Luke 6:45
The good man out of the good treasure of his heart brings out that which is good, and the evil man out of the evil treasure of his heart brings out that which is evil, for out of the abundance of the heart, his mouth speaks.
WEB
A good man out of the good treasure of his heart bringeth forth that which is good; and an evil man out of the evil treasure of his heart bringeth forth that which is evil: for of the abundance of the heart his mouth speaketh.
KJV
What Luke 6:45 means
Jesus says that words are overflow, that whatever a person stores up in the heart eventually spills out of the mouth, which makes speech a surprisingly honest readout of what someone truly loves.
This line closes a short teaching of Jesus, in Luke's Sermon on the Plain, about trees and their fruit. A good tree bears good fruit and a bad tree bad fruit, and you know each by what it produces. Jesus then turns the image on the human heart and mouth: "out of the abundance of the heart, his mouth speaks." The word translated "abundance" pictures something overflowing, a container so full it spills over the sides.

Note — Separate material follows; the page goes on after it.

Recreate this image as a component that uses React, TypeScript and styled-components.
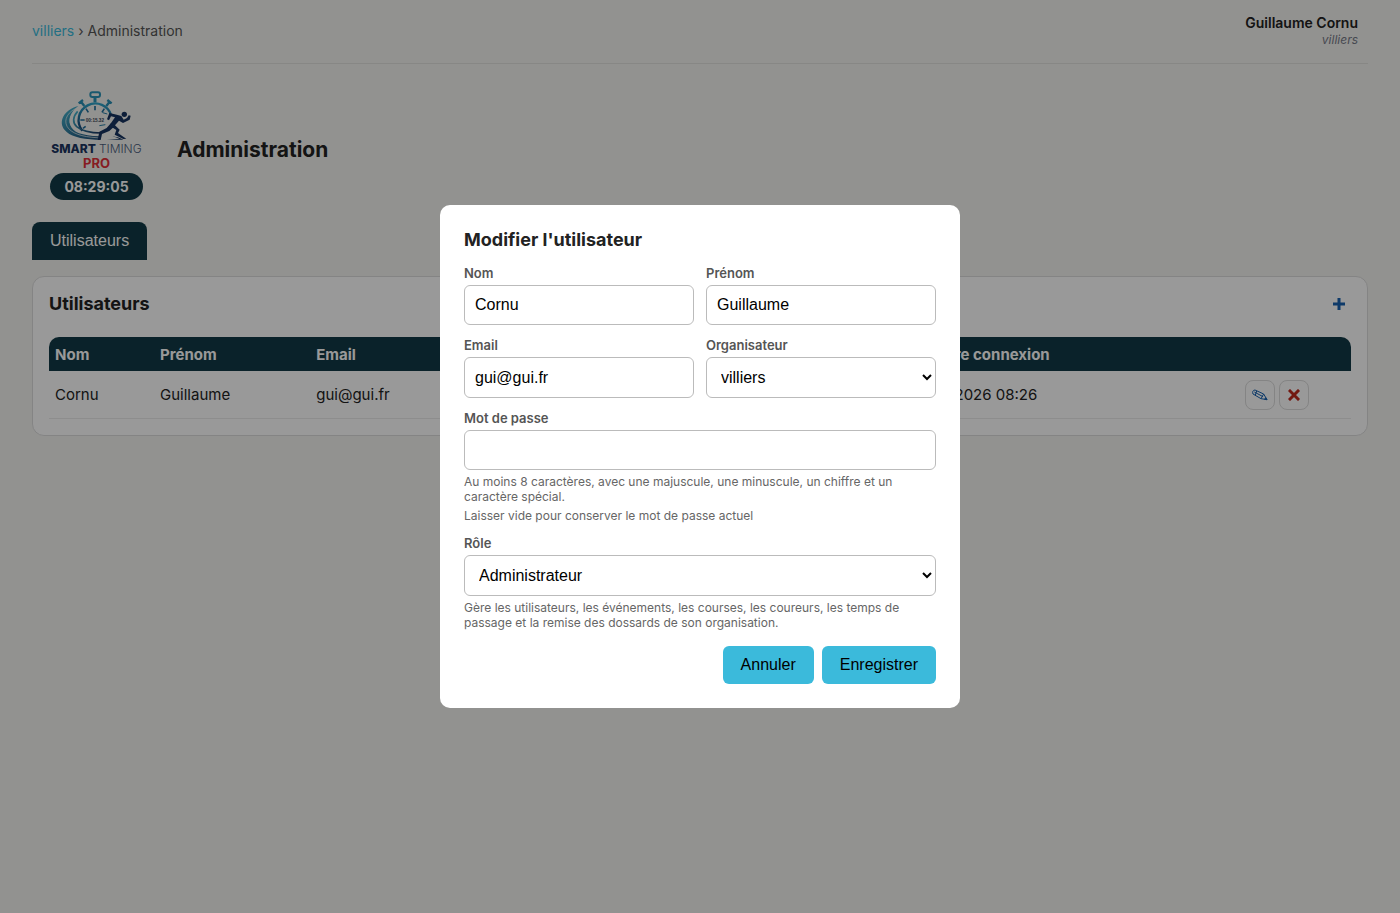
import React from "react";
import styled, { createGlobalStyle } from "styled-components";

const SANS = `Inter, "Liberation Sans", sans-serif`;
const CONTROL = `"Liberation Sans", Arial, sans-serif`;

const GlobalStyle = createGlobalStyle`
  *, *::before, *::after { box-sizing: border-box; }
  body {
    margin: 0;
    background: #f4f4f0;
    color: #222;
    font-family: ${SANS};
    font-size: 15px;
  }
`;

const Page = styled.div`
  min-height: 100vh;
  padding: 0 32px 32px;
`;

const TopBar = styled.header`
  display: flex;
  align-items: center;
  justify-content: space-between;
  height: 64px;
  padding: 0 10px 2px 0;
  border-bottom: 1px solid #e2e2de;
`;

const Breadcrumb = styled.nav`
  font-size: 14px;
  line-height: 20px;
  color: #555;
`;

const CrumbLink = styled.a`
  color: #3bbadb;
  text-decoration: none;
`;

const Account = styled.div`
  display: flex;
  flex-direction: column;
  align-items: flex-end;
`;

const AccountName = styled.strong`
  font-size: 14px;
  line-height: 18px;
  font-weight: 600;
`;

const AccountOrg = styled.em`
  font-size: 12px;
  line-height: 16px;
  color: #777a88;
`;

const Hero = styled.div`
  display: flex;
  align-items: center;
  gap: 16px;
  height: 158px;
  padding-top: 14px;
`;

const Brand = styled.div`
  display: flex;
  flex-direction: column;
  align-items: center;
  width: 129px;
  padding-bottom: 12px;
`;

const BrandName = styled.div`
  display: flex;
  gap: 3px;
  font-size: 12px;
  line-height: 14px;
  font-weight: 800;
  color: #1b3560;
`;

const BrandThin = styled.span`
  font-weight: 300;
  color: #4a5c7c;
`;

const BrandPro = styled.div`
  font-size: 13px;
  line-height: 15px;
  font-weight: 700;
  color: #e0303a;
`;

const Clock = styled.time`
  padding: 0 14px;
  margin-top: 2px;
  border-radius: 14px;
  background: #113a46;
  color: #fff;
  font-size: 14px;
  line-height: 27px;
  font-weight: 700;
`;

const PageTitle = styled.h1`
  margin: 0;
  font-size: 21px;
  line-height: 28px;
  font-weight: 700;
`;

const Tabs = styled.div`
  display: flex;
`;

const Tab = styled.button`
  height: 38px;
  padding: 0 18px;
  border: 0;
  border-radius: 8px 8px 0 0;
  background: #113a46;
  color: #fff;
  font: 16px ${CONTROL};
`;

const Card = styled.section`
  margin-top: 16px;
  padding: 10px 16px 16px;
  border: 1px solid #dcdcdc;
  border-radius: 12px;
  background: #fff;
`;

const CardHead = styled.div`
  display: flex;
  align-items: center;
  justify-content: space-between;
  height: 34px;
  margin-bottom: 16px;
`;

const CardTitle = styled.h2`
  margin: 0;
  font-size: 18px;
  line-height: 24px;
  font-weight: 700;
`;

const AddButton = styled.button`
  display: flex;
  padding: 6px;
  border: 0;
  background: none;
`;

const Table = styled.table`
  width: 100%;
  table-layout: fixed;
  border-collapse: separate;
  border-spacing: 0;
`;

const Col = styled.col<{ $w?: string }>`
  width: ${(p) => p.$w ?? "auto"};
`;

const Th = styled.th`
  height: 34px;
  padding: 0 6px;
  background: #113a46;
  color: #fff;
  font-size: 15px;
  font-weight: 700;
  text-align: left;
  &:first-child { border-top-left-radius: 10px; }
  &:last-child { border-top-right-radius: 10px; }
`;

const Td = styled.td`
  height: 48px;
  padding: 0 6px;
  border-bottom: 1px solid #ebebeb;
  font-size: 15px;
`;

const Actions = styled.div`
  display: flex;
  gap: 4px;
`;

const IconButton = styled.button`
  display: flex;
  align-items: center;
  justify-content: center;
  width: 30px;
  height: 30px;
  padding: 0;
  border: 1px solid #dcdcdc;
  border-radius: 8px;
  background: #fff;
`;

const Overlay = styled.div`
  position: fixed;
  inset: 0;
  display: flex;
  align-items: center;
  justify-content: center;
  background: rgba(0, 0, 0, 0.4);
`;

const Dialog = styled.form`
  width: 520px;
  max-width: 92%;
  padding: 24px;
  border-radius: 10px;
  background: #fff;
`;

const DialogTitle = styled.h2`
  margin: 0 0 14px;
  font-size: 18px;
  line-height: 22px;
  font-weight: 700;
`;

const Fields = styled.div`
  display: grid;
  grid-template-columns: 1fr 1fr;
  gap: 12px;
`;

const Field = styled.div<{ $wide?: boolean }>`
  display: flex;
  flex-direction: column;
  gap: 4px;
  ${(p) => p.$wide && "grid-column: 1 / -1;"}
`;

const Label = styled.label`
  font-size: 13px;
  line-height: 16px;
  font-weight: 600;
  color: #555;
`;

const Input = styled.input`
  flex: 1 0 auto;
  width: 100%;
  min-height: 40px;
  padding: 0 10px;
  border: 1px solid #bbb;
  border-radius: 6px;
  background: #fff;
  color: #000;
  font: 16px ${CONTROL};
`;

const Select = styled.select`
  width: 100%;
  height: 41px;
  padding: 0 10px;
  border: 1px solid #bbb;
  border-radius: 6px;
  background: #fff;
  color: #000;
  font: 16px ${CONTROL};
`;

const Hint = styled.small`
  font-size: 12px;
  line-height: 15px;
  color: #666;
`;

const Buttons = styled.div`
  display: flex;
  justify-content: flex-end;
  gap: 8px;
  margin-top: 16px;
`;

const Button = styled.button`
  height: 38px;
  padding: 0 18px;
  border: 0;
  border-radius: 6px;
  background: #3bbadb;
  color: #000;
  font: 16px ${CONTROL};
`;

function Logo() {
  return (
    <svg width="93" height="54" viewBox="0 0 279 162" fill="none" aria-hidden="true">
      <defs>
        <linearGradient id="watch" x1="0" y1="0" x2="0" y2="1">
          <stop offset="0" stopColor="#2fa3c8" />
          <stop offset="1" stopColor="#173f70" />
        </linearGradient>
        <linearGradient id="trail" x1="0" y1="0" x2="1" y2="1">
          <stop offset="0" stopColor="#48b9d2" />
          <stop offset="1" stopColor="#14305c" />
        </linearGradient>
      </defs>
      <rect x="121" y="13" width="29" height="14" rx="6" stroke="#2b93b8" strokeWidth="6" />
      <path d="M135 27v16" stroke="#2b93b8" strokeWidth="9" />
      <path d="M86 46l13-10M93 41l10 13M172 36l13 10M179 41l-10 13" stroke="#2b8fb5" strokeWidth="7" />
      <path d="M97 128A50 50 0 1 1 184 83" stroke="url(#watch)" strokeWidth="7" />
      <path d="M135 54v13M108 62l7 11M163 62l-7 11M91 96h13M99 121l8-6" stroke="#206f9b" strokeWidth="5" />
      <path d="M85 54C40 66 24 102 44 126c14 18 46 27 94 29h82c-14-8-28-10-52-10-58 0-92-8-103-26C51 98 60 72 85 54z" fill="url(#trail)" />
      <path d="M76 62C46 78 40 104 56 122c18 19 52 27 106 28M81 65C59 82 54 102 67 117c16 17 46 22 92 23" stroke="#f4f4f0" strokeWidth="2" />
      <path d="M83 70C68 86 67 104 80 116c14 12 40 19 74 19" stroke="url(#trail)" strokeWidth="5" />
      <path d="M148 158l8-19 20-9 12 3-6 9 26 10z" fill="#f4f4f0" />
      <g fill="#16335f">
        <circle cx="223" cy="79" r="8" />
        <path d="M214 84c-10-3-22-6-36-9l-7 19 6 3 6-12 12 3-12 17c-3 5-2 9 2 12l14 9-5 14 26 13 9-1-8-5-17-12 5-10-14-13 12-14 12 7 20-10 3-12-6-1-5 8-10 5z" />
        <path d="M183 105l-13 15-22 11-5 25h9l4-18 22-9 14-13z" />
      </g>
      <path d="M172 78l-14-4M166 110l-18 3" stroke="#2a7ea6" strokeWidth="3" />
      <text x="107" y="102" fill="#3a4458" fontFamily="Liberation Sans, sans-serif" fontSize="14" fontWeight="700">
        00:15.32
      </text>
    </svg>
  );
}

export default function App() {
  return (
    <>
      <GlobalStyle />
      <Page>
        <TopBar>
          <Breadcrumb>
            <CrumbLink href="#">villiers</CrumbLink> › Administration
          </Breadcrumb>
          <Account>
            <AccountName>Guillaume Cornu</AccountName>
            <AccountOrg>villiers</AccountOrg>
          </Account>
        </TopBar>
        <Hero>
          <Brand>
            <Logo />
            <BrandName>
              SMART <BrandThin>TIMING</BrandThin>
            </BrandName>
            <BrandPro>PRO</BrandPro>
            <Clock>08:29:05</Clock>
          </Brand>
          <PageTitle>Administration</PageTitle>
        </Hero>
        <Tabs>
          <Tab type="button">Utilisateurs</Tab>
        </Tabs>
        <Card>
          <CardHead>
            <CardTitle>Utilisateurs</CardTitle>
            <AddButton type="button" aria-label="Ajouter un utilisateur">
              <svg width="12" height="12" viewBox="0 0 12 12" aria-hidden="true">
                <path d="M6 0v12M0 6h12" stroke="#1862b0" strokeWidth="3" />
              </svg>
            </AddButton>
          </CardHead>
          <Table>
            <colgroup>
              <Col $w="105px" />
              <Col $w="12%" />
              <Col $w="195px" />
              <Col $w="12%" />
              <Col $w="239px" />
              <Col />
              <Col $w="112px" />
            </colgroup>
            <thead>
              <tr>
                <Th>Nom</Th>
                <Th>Prénom</Th>
                <Th>Email</Th>
                <Th>Organisateur</Th>
                <Th>Rôle</Th>
                <Th>Dernière connexion</Th>
                <Th />
              </tr>
            </thead>
            <tbody>
              <tr>
                <Td>Cornu</Td>
                <Td>Guillaume</Td>
                <Td>gui@gui.fr</Td>
                <Td>villiers</Td>
                <Td>Administrateur</Td>
                <Td>20/02/2026 08:26</Td>
                <Td>
                  <Actions>
                    <IconButton type="button" aria-label="Modifier">
                      <svg width="16" height="12" viewBox="0 0 48 36" fill="none" stroke="#1862b0" strokeWidth="3" aria-hidden="true">
                        <path d="M9 3l26 12 10 17-18-3L3 15C0 9 3 3 9 3zM7 9l26 14M14 6L10 18M35 15l-8 14" />
                        <path d="M45 32l-7-1 3-5z" fill="#1862b0" />
                      </svg>
                    </IconButton>
                    <IconButton type="button" aria-label="Supprimer">
                      <svg width="12" height="12" viewBox="0 0 12 12" aria-hidden="true">
                        <path d="M2 2l8 8M10 2l-8 8" stroke="#c0281c" strokeWidth="3" strokeLinecap="square" />
                      </svg>
                    </IconButton>
                  </Actions>
                </Td>
              </tr>
            </tbody>
          </Table>
        </Card>
      </Page>
      <Overlay>
        <Dialog role="dialog" aria-modal="true" aria-labelledby="dialog-title">
          <DialogTitle id="dialog-title">Modifier l'utilisateur</DialogTitle>
          <Fields>
            <Field>
              <Label htmlFor="nom">Nom</Label>
              <Input id="nom" defaultValue="Cornu" />
            </Field>
            <Field>
              <Label htmlFor="prenom">Prénom</Label>
              <Input id="prenom" defaultValue="Guillaume" />
            </Field>
            <Field>
              <Label htmlFor="email">Email</Label>
              <Input id="email" type="email" defaultValue="gui@gui.fr" />
            </Field>
            <Field>
              <Label htmlFor="orga">Organisateur</Label>
              <Select id="orga" defaultValue="villiers">
                <option>villiers</option>
              </Select>
            </Field>
            <Field $wide>
              <Label htmlFor="mdp">Mot de passe</Label>
              <Input id="mdp" type="password" />
              <Hint>
                Au moins 8 caractères, avec une majuscule, une minuscule, un chiffre et un caractère spécial.
              </Hint>
              <Hint>Laisser vide pour conserver le mot de passe actuel</Hint>
            </Field>
            <Field $wide>
              <Label htmlFor="role">Rôle</Label>
              <Select id="role" defaultValue="Administrateur">
                <option>Administrateur</option>
              </Select>
              <Hint>
                Gère les utilisateurs, les événements, les courses, les coureurs, les temps de passage et la remise des
                dossards de son organisation.
              </Hint>
            </Field>
          </Fields>
          <Buttons>
            <Button type="button">Annuler</Button>
            <Button type="submit">Enregistrer</Button>
          </Buttons>
        </Dialog>
      </Overlay>
    </>
  );
}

The claim is that speech is diagnostic. What comes out of a person's mouth, especially when they are not being careful, reveals what has been quietly collecting inside. Jesus calls it "treasure," the heart's stored-up supply, and he says the supply eventually shows itself in words. This is less about a single careless sentence than about a pattern, the steady drift of what someone talks about, praises, jokes about, and repeats. The mouth files a report on the heart's contents.
The verse cuts two ways. It is a warning, because our words expose us more than we would like. It is also an invitation, because it locates the real work upstream, in what we allow to fill the heart in the first place. Change the speech by changing the treasure. Jesus treats the tongue as a window, and what it shows is never random; it is the overflow of a whole life.